Außerdem soll Siemens' neue Entwicklungseinheit Next47 genau den Tüftlergeist entwickeln, der Siemens einst groß machte - ein Platz, an dem auch einmal das Scheitern erlaubt ist. Für die Mitarbeiter, deren Stellen aufgrund des Umbaus wegfallen, ist das freilich wenig tröstlich. Werner von Siemens etablierte seinerzeit eine Pension-, Witwen- und Waisenkasse als betriebliche Altersversorgung.

Es stände dem Unternehmen gut zu Gesicht, wenn es beim Stellenabbau die unternehmerische Verantwortung nicht vergisst. 348 000 Beschäftigte weltweit von vormals knapp 500 000 sind am vorläufigen Ende des Umbau-Prozesses übrig geblieben. Gerade in Deutschland sind in den vergangenen Jahren massiv Stellen abgebaut worden. Die Dividende stieg indes in den vergangenen zehn Jahren beständig, zuletzt auf 3,6 Prozent.
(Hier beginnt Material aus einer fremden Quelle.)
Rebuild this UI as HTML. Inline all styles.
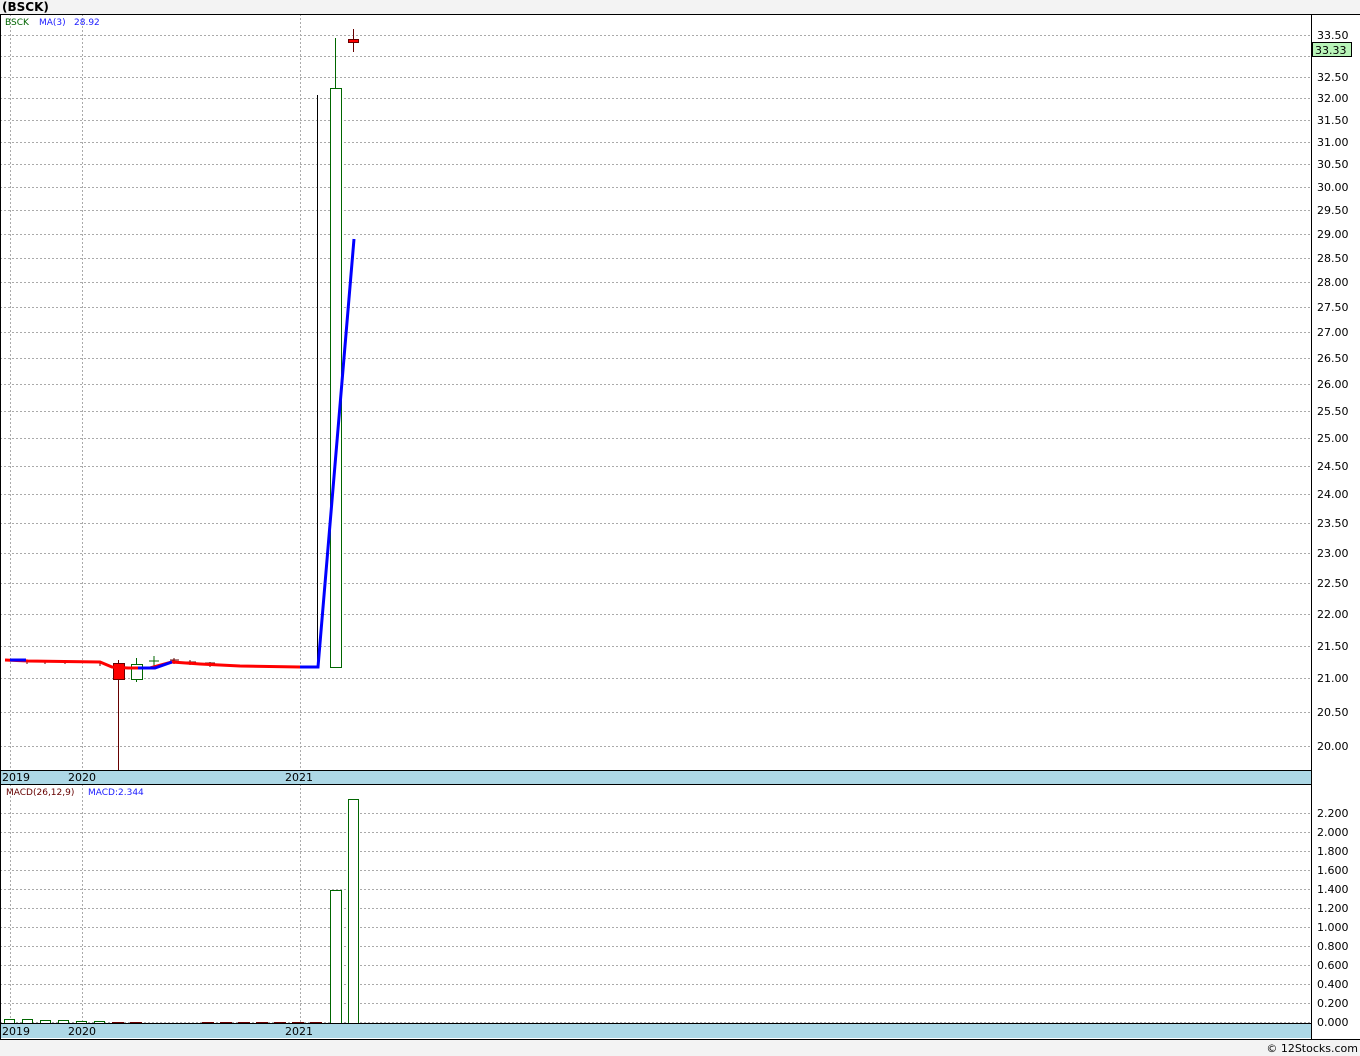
<!DOCTYPE html>
<html><head><meta charset="utf-8"><style>
html,body{margin:0;padding:0;background:#f3f3f3;width:1360px;height:1056px;overflow:hidden}
svg{display:block}
text{font-family:"DejaVu Sans","Liberation Sans",sans-serif}
</style></head><body>
<svg width="1360" height="1056" viewBox="0 0 1360 1056" xmlns="http://www.w3.org/2000/svg">
<rect x="0" y="0" width="1360" height="1056" fill="#f3f3f3"/>
<text x="2" y="11" font-size="12" font-weight="bold" fill="#000">(BSCK)</text>
<rect x="0" y="14" width="1360" height="1026" fill="#fff"/>
<g stroke="#aaa" stroke-dasharray="2,2" stroke-width="1">
<line x1="0" x2="1311" y1="35.5" y2="35.5"/><line x1="0" x2="1311" y1="56.5" y2="56.5"/><line x1="0" x2="1311" y1="77.5" y2="77.5"/><line x1="0" x2="1311" y1="98.5" y2="98.5"/><line x1="0" x2="1311" y1="120.5" y2="120.5"/><line x1="0" x2="1311" y1="142.5" y2="142.5"/><line x1="0" x2="1311" y1="164.5" y2="164.5"/><line x1="0" x2="1311" y1="187.5" y2="187.5"/><line x1="0" x2="1311" y1="210.5" y2="210.5"/><line x1="0" x2="1311" y1="234.5" y2="234.5"/><line x1="0" x2="1311" y1="258.5" y2="258.5"/><line x1="0" x2="1311" y1="282.5" y2="282.5"/><line x1="0" x2="1311" y1="307.5" y2="307.5"/><line x1="0" x2="1311" y1="332.5" y2="332.5"/><line x1="0" x2="1311" y1="358.5" y2="358.5"/><line x1="0" x2="1311" y1="384.5" y2="384.5"/><line x1="0" x2="1311" y1="411.5" y2="411.5"/><line x1="0" x2="1311" y1="438.5" y2="438.5"/><line x1="0" x2="1311" y1="466.5" y2="466.5"/><line x1="0" x2="1311" y1="494.5" y2="494.5"/><line x1="0" x2="1311" y1="523.5" y2="523.5"/><line x1="0" x2="1311" y1="553.5" y2="553.5"/><line x1="0" x2="1311" y1="583.5" y2="583.5"/><line x1="0" x2="1311" y1="614.5" y2="614.5"/><line x1="0" x2="1311" y1="646.5" y2="646.5"/><line x1="0" x2="1311" y1="678.5" y2="678.5"/><line x1="0" x2="1311" y1="712.5" y2="712.5"/><line x1="0" x2="1311" y1="746.5" y2="746.5"/>
<line x1="10.5" x2="10.5" y1="14" y2="770"/><line x1="82.5" x2="82.5" y1="14" y2="770"/><line x1="300.5" x2="300.5" y1="14" y2="770"/>
<line x1="0" x2="1311" y1="813.5" y2="813.5"/><line x1="0" x2="1311" y1="832.5" y2="832.5"/><line x1="0" x2="1311" y1="851.5" y2="851.5"/><line x1="0" x2="1311" y1="870.5" y2="870.5"/><line x1="0" x2="1311" y1="889.5" y2="889.5"/><line x1="0" x2="1311" y1="908.5" y2="908.5"/><line x1="0" x2="1311" y1="927.5" y2="927.5"/><line x1="0" x2="1311" y1="946.5" y2="946.5"/><line x1="0" x2="1311" y1="965.5" y2="965.5"/><line x1="0" x2="1311" y1="984.5" y2="984.5"/><line x1="0" x2="1311" y1="1003.5" y2="1003.5"/><line x1="0" x2="1311" y1="1022.5" y2="1022.5"/>
<line x1="10.5" x2="10.5" y1="784" y2="1023"/><line x1="82.5" x2="82.5" y1="784" y2="1023"/><line x1="300.5" x2="300.5" y1="784" y2="1023"/>
</g>
<g font-size="11" fill="#000">
<text x="1317" y="39">33.50</text><text x="1317" y="81">32.50</text><text x="1317" y="102">32.00</text><text x="1317" y="124">31.50</text><text x="1317" y="146">31.00</text><text x="1317" y="168">30.50</text><text x="1317" y="191">30.00</text><text x="1317" y="214">29.50</text><text x="1317" y="238">29.00</text><text x="1317" y="262">28.50</text><text x="1317" y="286">28.00</text><text x="1317" y="311">27.50</text><text x="1317" y="336">27.00</text><text x="1317" y="362">26.50</text><text x="1317" y="388">26.00</text><text x="1317" y="415">25.50</text><text x="1317" y="442">25.00</text><text x="1317" y="470">24.50</text><text x="1317" y="498">24.00</text><text x="1317" y="527">23.50</text><text x="1317" y="557">23.00</text><text x="1317" y="587">22.50</text><text x="1317" y="618">22.00</text><text x="1317" y="650">21.50</text><text x="1317" y="682">21.00</text><text x="1317" y="716">20.50</text><text x="1317" y="750">20.00</text>
<text x="1317" y="817">2.200</text><text x="1317" y="836">2.000</text><text x="1317" y="855">1.800</text><text x="1317" y="874">1.600</text><text x="1317" y="893">1.400</text><text x="1317" y="912">1.200</text><text x="1317" y="931">1.000</text><text x="1317" y="950">0.800</text><text x="1317" y="969">0.600</text><text x="1317" y="988">0.400</text><text x="1317" y="1007">0.200</text><text x="1317" y="1026">0.000</text>
</g>
<rect x="1312.5" y="42.5" width="39" height="14" fill="#b8f4b8" stroke="#000"/>
<text x="1315" y="54" font-size="11">33.33</text>
<text x="5" y="25" font-size="9" fill="#006400">BSCK</text>
<text x="39" y="25" font-size="9" fill="#2020ff">MA(3)</text>
<text x="74" y="25" font-size="9" fill="#2020ff">28.92</text>
<text x="6" y="795" font-size="9" fill="#600">MACD(26,12,9)</text>
<text x="88" y="795" font-size="9" fill="#2020ff">MACD:2.344</text>
<line x1="118.5" x2="118.5" y1="660" y2="770" stroke="#600"/>
<rect x="113.5" y="663.5" width="11" height="16" fill="#f00" stroke="#600"/>
<line x1="136.5" x2="136.5" y1="658" y2="682" stroke="#060"/>
<rect x="131.5" y="664.5" width="11" height="15" fill="#fff" stroke="#060"/>
<path d="M149 661h10M154 656v10" stroke="#060"/>
<g stroke="#600"><path d="M5 659.5h10M27 660v4M45 660v4M65 660v4M100 661v5M170 660h9M174 658v6M185 662h11M190 660v5M205 663h10M210 662v5"/></g>
<line x1="317.5" x2="317.5" y1="95" y2="667" stroke="#000"/>
<line x1="335.5" x2="335.5" y1="38" y2="89" stroke="#060"/>
<rect x="330.5" y="88.5" width="11" height="579" fill="#fff" stroke="#060" stroke-width="1"/>
<line x1="353.5" x2="353.5" y1="29" y2="52" stroke="#600"/>
<rect x="348.5" y="39.5" width="10" height="3" fill="#f00" stroke="#600"/>
<polyline points="5,660 28,661 100,662 112,667 128,668 150,668 172,662" fill="none" stroke="#f00" stroke-width="3"/>
<polyline points="172,662 200,664 240,666 300,667 318,667" fill="none" stroke="#f00" stroke-width="3"/>
<polyline points="10,660 26,660" fill="none" stroke="#00f" stroke-width="3"/>
<polyline points="138,668 155,668 172,662" fill="none" stroke="#00f" stroke-width="3"/>
<polyline points="300,667 318,667 354,239" fill="none" stroke="#00f" stroke-width="3"/>
<g fill="#fff" stroke="#060"><rect x="4.5" y="1019.5" width="10" height="4"/><rect x="22.5" y="1019.5" width="10" height="4"/><rect x="40.5" y="1020.5" width="10" height="3"/><rect x="58.5" y="1020.5" width="10" height="3"/><rect x="76.5" y="1021.5" width="10" height="2"/><rect x="94.5" y="1021.5" width="10" height="2"/>
<rect x="330.5" y="890.5" width="11" height="133"/><rect x="348.5" y="799.5" width="10" height="224"/></g>
<g fill="#f00" stroke="#600"><rect x="112.5" y="1022.5" width="11" height="1"/><rect x="130.5" y="1022.5" width="11" height="1"/><rect x="202.5" y="1022.5" width="11" height="1"/><rect x="220.5" y="1022.5" width="11" height="1"/><rect x="238.5" y="1022.5" width="11" height="1"/><rect x="256.5" y="1022.5" width="11" height="1"/><rect x="274.5" y="1022.5" width="11" height="1"/><rect x="292.5" y="1022.5" width="11" height="1"/><rect x="310.5" y="1022.5" width="11" height="1"/></g>
<rect x="0" y="770" width="1311" height="14" fill="#add8e6"/>
<rect x="0" y="1024" width="1311" height="14" fill="#add8e6"/>
<g font-size="11" fill="#000"><text x="2" y="781">2019</text><text x="68" y="781">2020</text><text x="285" y="781">2021</text>
<text x="2" y="1035">2019</text><text x="68" y="1035">2020</text><text x="285" y="1035">2021</text></g>
<g stroke="#000" fill="none" stroke-width="1">
<line x1="0" x2="1360" y1="14.5" y2="14.5"/>
<line x1="0.5" x2="0.5" y1="14" y2="1040"/>
<line x1="1311.5" x2="1311.5" y1="14" y2="1040"/>
<line x1="0" x2="1311" y1="770.5" y2="770.5"/>
<line x1="0" x2="1311" y1="784.5" y2="784.5"/>
<line x1="0" x2="1311" y1="1023.5" y2="1023.5"/>
<line x1="0" x2="1360" y1="1039.5" y2="1039.5"/>
</g>
<rect x="0" y="1040" width="1360" height="16" fill="#f3f3f3"/>
<text x="1358" y="1052" font-size="11" text-anchor="end" fill="#000">© 12Stocks.com</text>
</svg>
</body></html>
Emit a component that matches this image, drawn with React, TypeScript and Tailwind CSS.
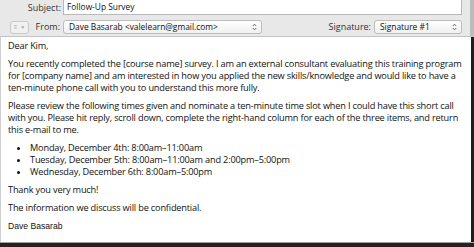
import React from 'react';

const ArrowPair = () => (
  <svg width="5" height="8" viewBox="0 0 5 8" className="shrink-0">
    <path d="M0.8 3 L2.5 1.2 L4.2 3" fill="none" stroke="#555" strokeWidth="0.9" />
    <path d="M0.8 5 L2.5 6.8 L4.2 5" fill="none" stroke="#555" strokeWidth="0.9" />
  </svg>
);

const para1 = [
  'You recently completed the [course name] survey. I am an external consultant evaluating this training program',
  'for [company name] and am interested in how you applied the new skills/knowledge and would like to have a',
  'ten-minute phone call with you to understand this more fully.',
];

const para2 = [
  'Please review the following times given and nominate a ten-minute time slot when I could have this short call',
  'with you. Please hit reply, scroll down, complete the right-hand column for each of the three items, and return',
  'this e-mail to me.',
];

const bullets = [
  'Monday, December 4th: 8:00am–11:00am',
  'Tuesday, December 5th: 8:00am–11:00am and 2:00pm–5:00pm',
  'Wednesday, December 6th: 8:00am–5:00pm',
];

export default function App() {
  return (
    <div className="w-[474px] h-[247px] flex flex-col bg-white overflow-hidden text-[#111] font-['Open_Sans',sans-serif]">
      {/* header */}
      <div className="h-[37px] shrink-0 bg-[#e8e8e8] border-b border-[#c4c4c4] flex">
        <div className="flex-1 flex flex-col text-[9px]">
          <div className="flex items-center h-[15px]">
            <span className="w-[63px] text-right pr-[2px] text-[#333]">Subject:</span>
            <div className="flex-1 h-[15px] bg-white border border-t-0 border-[#b9b9b9] flex items-center pl-[3px] mr-[8px] text-[8.4px]">
              Follow-Up Survey
            </div>
          </div>
          <div className="flex items-center h-[14px] mt-[5px]">
            <div className="ml-[10px] w-[19px] h-[13px] rounded-[3px] border border-[#c9c9c9] bg-[#f1f1f1] flex items-center justify-center gap-[3px] text-[#a9a9a9]">
              <span className="text-[6px] leading-none">≡</span>
              <span className="text-[5px] leading-none">▼</span>
            </div>
            <span className="w-[34px] shrink-0 text-right pr-[3px] text-[#333]">From:</span>
            <div className="w-[199px] shrink-0 h-[14px] rounded-[3px] border border-[#bdbdbd] bg-gradient-to-b from-white to-[#f0f0f0] flex items-center pl-[5px] pr-[4px] justify-between text-[8.4px]">
              <span>Dave Basarab &lt;valelearn@gmail.com&gt;</span>
              <ArrowPair />
            </div>
            <span className="ml-auto pr-[3px] text-[#333]">Signature:</span>
            <div className="w-[88px] shrink-0 h-[14px] rounded-[3px] border border-[#bdbdbd] bg-gradient-to-b from-white to-[#f0f0f0] flex items-center pl-[5px] pr-[4px] justify-between mr-[8px] text-[8.4px]">
              <span>Signature #1</span>
              <ArrowPair />
            </div>
          </div>
        </div>
        <div className="w-[4px] bg-[#bdbdbd]" />
      </div>

      {/* body */}
      <div className="flex-1 flex min-h-0">
        <div className="flex-1 border-l border-[#d0d0d0] pl-[7px] pt-[3px] text-[9.2px] leading-[12px] tracking-[-0.18px] flex flex-col gap-[6px] whitespace-nowrap">
          <p>Dear Kim,</p>
          <div>
            {para1.map((l) => (
              <p key={l}>{l}</p>
            ))}
          </div>
          <div>
            {para2.map((l) => (
              <p key={l}>{l}</p>
            ))}
          </div>
          <ul className="list-disc pl-[22px]">
            {bullets.map((b) => (
              <li key={b}>{b}</li>
            ))}
          </ul>
          <p>Thank you very much!</p>
          <p>The information we discuss will be confidential.</p>
          <p className="font-['Liberation_Sans',sans-serif] tracking-normal text-[8.6px]">Dave Basarab</p>
        </div>
        <div className="w-[3px] bg-[#1e1e1e]" />
      </div>

      {/* bottom edge */}
      <div className="h-[5px] shrink-0 border-t border-[#a0a0a0] bg-[#232323]" />
    </div>
  );
}
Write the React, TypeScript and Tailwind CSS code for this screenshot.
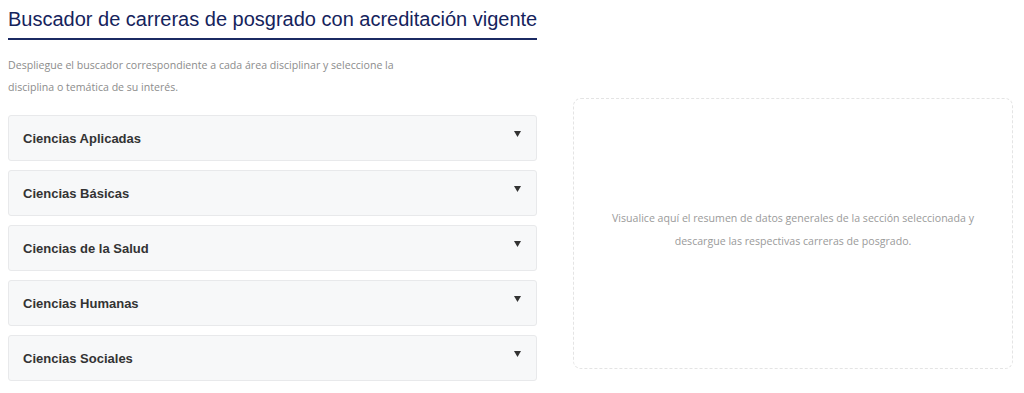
import React from 'react';

const AREAS = [
  'Ciencias Aplicadas',
  'Ciencias Básicas',
  'Ciencias de la Salud',
  'Ciencias Humanas',
  'Ciencias Sociales',
];

export default function App() {
  return (
    <div className="w-[1024px] h-[393px] bg-white overflow-hidden flex gap-[36px] pl-2 pr-[11px] font-['Open_Sans',sans-serif]">
      {/* Left column: title + accordion */}
      <div className="w-[529px] flex flex-col shrink-0">
        <h1 className="mt-[5px] text-[20px] leading-[28px] text-[#15235c] font-['Liberation_Sans',sans-serif] whitespace-nowrap">
          Buscador de carreras de posgrado con acreditación vigente
        </h1>
        <div className="mt-[5px] h-[2px] bg-[#1b2a63]" />
        <p className="mt-[14px] w-[404px] text-[10.6px] leading-[22px] text-[#8c8c8c]">
          Despliegue el buscador correspondiente a cada área disciplinar y seleccione la disciplina o temática de su interés.
        </p>
        <div className="mt-[17px] flex flex-col gap-[9px]">
          {AREAS.map((area) => (
            <div
              key={area}
              className="h-[46px] flex items-center justify-between pl-[14px] pr-[15px] bg-[#f7f8f9] border border-[#e8e9eb] rounded-[3px]"
            >
              <span className="mt-[1px] text-[13px] font-bold text-[#333] font-['Liberation_Sans',sans-serif]">
                {area}
              </span>
              <svg className="self-start mt-[15px]" width="7" height="6" viewBox="0 0 7 6">
                <path d="M0 0 H7 L3.5 6 Z" fill="#333" />
              </svg>
            </div>
          ))}
        </div>
      </div>

      {/* Right column: summary panel */}
      <div className="flex-1 mt-[98px] h-[271px] pb-[8px] border border-dashed border-[#e4e4e4] rounded-[8px] flex items-center justify-center">
        <p className="text-center text-[10.6px] leading-[23px] text-[#9a9a9a] whitespace-nowrap">
          Visualice aquí el resumen de datos generales de la sección seleccionada y
          <br />
          descargue las respectivas carreras de posgrado.
        </p>
      </div>
    </div>
  );
}
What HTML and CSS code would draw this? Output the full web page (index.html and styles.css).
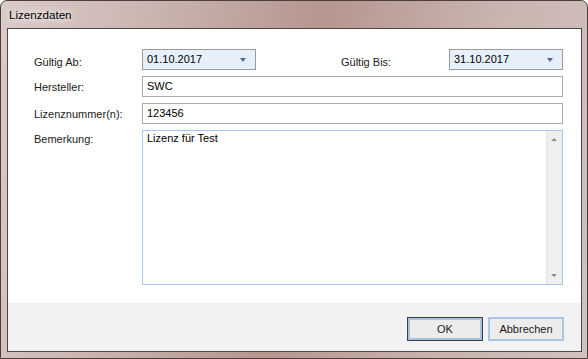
FILE: index.html
```html
<!DOCTYPE html>
<html>
<head>
	<title>Lizenzdaten</title>
	<link rel="stylesheet" href="styles.css">
</head>
<body>
	<div class="window">
		<div class="titlebar">Lizenzdaten</div>
		<div class="client">
			<div class="form">
				<div class="lbl first">Gültig Ab:</div>
				<div class="date">01.10.2017<span class="arrow"></span></div>
				<div class="lbl first bis">Gültig Bis:</div>
				<div class="date">31.10.2017<span class="arrow"></span></div>

				<div class="lbl">Hersteller:</div>
				<div class="textbox wide">SWC</div>

				<div class="lbl">Lizenznummer(n):</div>
				<div class="textbox wide">123456</div>

				<div class="lbl memolbl">Bemerkung:</div>
				<div class="memo wide">
					<div class="memotext">Lizenz für Test</div>
					<div class="scroll">
						<span class="up"></span>
						<span class="down"></span>
					</div>
				</div>
			</div>
			<div class="buttons">
				<div class="btn default">OK</div>
				<div class="btn">Abbrechen</div>
			</div>
		</div>
	</div>
</body>
</html>
```

FILE: styles.css
```css
html, body {
	margin: 0;
	padding: 0;
	background-color: #FFF;
}
body {
	font-family: "Liberation Sans", Arial, sans-serif;
	font-size: 11px;
	color: #000;
}
.window {
	box-sizing: border-box;
	width: 588px;
	height: 359px;
	border: solid 1px #4a3f3d;
	border-radius: 7px 7px 0 0;
	padding: 0 5px 6px 6px;
	background: linear-gradient(100deg, #d9cbc8 0%, #c9b3ae 25%, #b6968f 50%, #c8b2ad 75%, #d1c2be 100%);
	display: flex;
	flex-direction: column;
}
.titlebar {
	height: 27px;
	line-height: 27px;
	padding-left: 2px;
	font-size: 11.6px;
	color: #000;
	text-shadow: 0 0 6px #FFF, 0 0 10px #FFF;
}
.client {
	flex: 1;
	border: solid 1px #4d4746;
	background-color: #FFF;
	display: flex;
	flex-direction: column;
}
.form {
	flex: 1;
	display: grid;
	grid-template-columns: 108px 114px 193px 114px;
	grid-template-rows: 21px 21px 21px 155px;
	row-gap: 6px;
	padding: 20px 18px 0 26px;
	align-content: start;
}
.lbl {
	align-self: center;
	color: #1a1a1a;
}
.lbl.first {
	padding-top: 4px;
}
.lbl.bis {
	padding-left: 85px;
}
.memolbl {
	align-self: start;
	padding-top: 3px;
}
.wide {
	grid-column: 2 / 5;
}
.date {
	box-sizing: border-box;
	position: relative;
	border: solid 1px #9c9c9c;
	background-color: #e7f0fa;
	padding: 0 4px;
	line-height: 18px;
}
.arrow {
	position: absolute;
	right: 9px;
	top: 8px;
	width: 0;
	height: 0;
	border-left: 3px solid transparent;
	border-right: 3px solid transparent;
	border-top: 4px solid #4e6d9e;
}
.textbox {
	box-sizing: border-box;
	border: solid 1px #aaaaaa;
	padding: 0 4px;
	line-height: 19px;
}
.memo {
	box-sizing: border-box;
	border: solid 1px #a9c6ec;
	display: flex;
}
.memotext {
	flex: 1;
	padding: 1px 4px;
	line-height: 13px;
}
.scroll {
	width: 16px;
	background: linear-gradient(90deg, #e6e6e6 0%, #f0f0f0 20%, #eeeeee 100%);
	position: relative;
}
.up, .down {
	position: absolute;
	left: 5px;
	width: 0;
	height: 0;
	border-left: 3px solid transparent;
	border-right: 3px solid transparent;
}
.up {
	top: 7px;
	border-bottom: 3px solid #8c8c8c;
}
.down {
	bottom: 7px;
	border-top: 3px solid #8c8c8c;
}
.buttons {
	height: 48px;
	box-sizing: border-box;
	background-color: #f2f2f2;
	display: flex;
	justify-content: flex-end;
	gap: 5px;
	padding: 14px 17px 0 0;
}
.btn {
	box-sizing: border-box;
	width: 76px;
	height: 24px;
	line-height: 20px;
	text-align: center;
	background-color: #ececec;
	border: solid 2px #adc4e4;
	color: #1a1a1a;
}
.btn.default {
	border: solid 1px #3e3e3e;
	box-shadow: inset 0 0 0 2px #a9c0e2;
	line-height: 22px;
}
```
Trotz Jobstreichungen und Verkäufen ist Siemens nach wie vor Arbeitgeber von 114 000 Mitarbeitern in Deutschland. Vier Standorte mit insgesamt 7800 Mitarbeitern unterhält der Konzern derzeit noch in der Oberpfalz. Ehemalige Töchter wie Osram, Infineon und die an Continental verkaufte VDO Automotive, an denen Siemens zum Teil noch beteiligt ist, sind für den Raum Regensburg von großer Bedeutung. Das zeigt nicht zuletzt die Aufregung um den möglichen Verkauf Osrams an einen chinesischen Konzern.

Was aus seinem Konzern geworden ist, hat von Siemens nicht mehr miterlebt. Er war schon tot, als seine Nachkommen in deutschen Konzentrationslagern Zwangsarbeiter und KZ-Häftlinge ausbeuteten. Er bekam nichts von den zahlreichen Schmiergeldaffären mit, vom Siemens-Skandal in Japan, der zum Sturz der dortigen Regierung im Jahr 1914 führte, nicht vom Korruptionsskandal im Jahr 2006, der das systematische Bestechen von Geschäftspartnern aufdeckte.

Wenn Joe Kaeser und seine Vorstands- und Aufsichtsratskollegen jetzt also den Konzern fit für die kommenden Jahrzehnte machen wollen, sollten sie nicht nur die Zukunftsfähigkeit Siemens' im Blick haben, sondern auch zeigen, dass sie aus der Vergangenheit gelernt haben.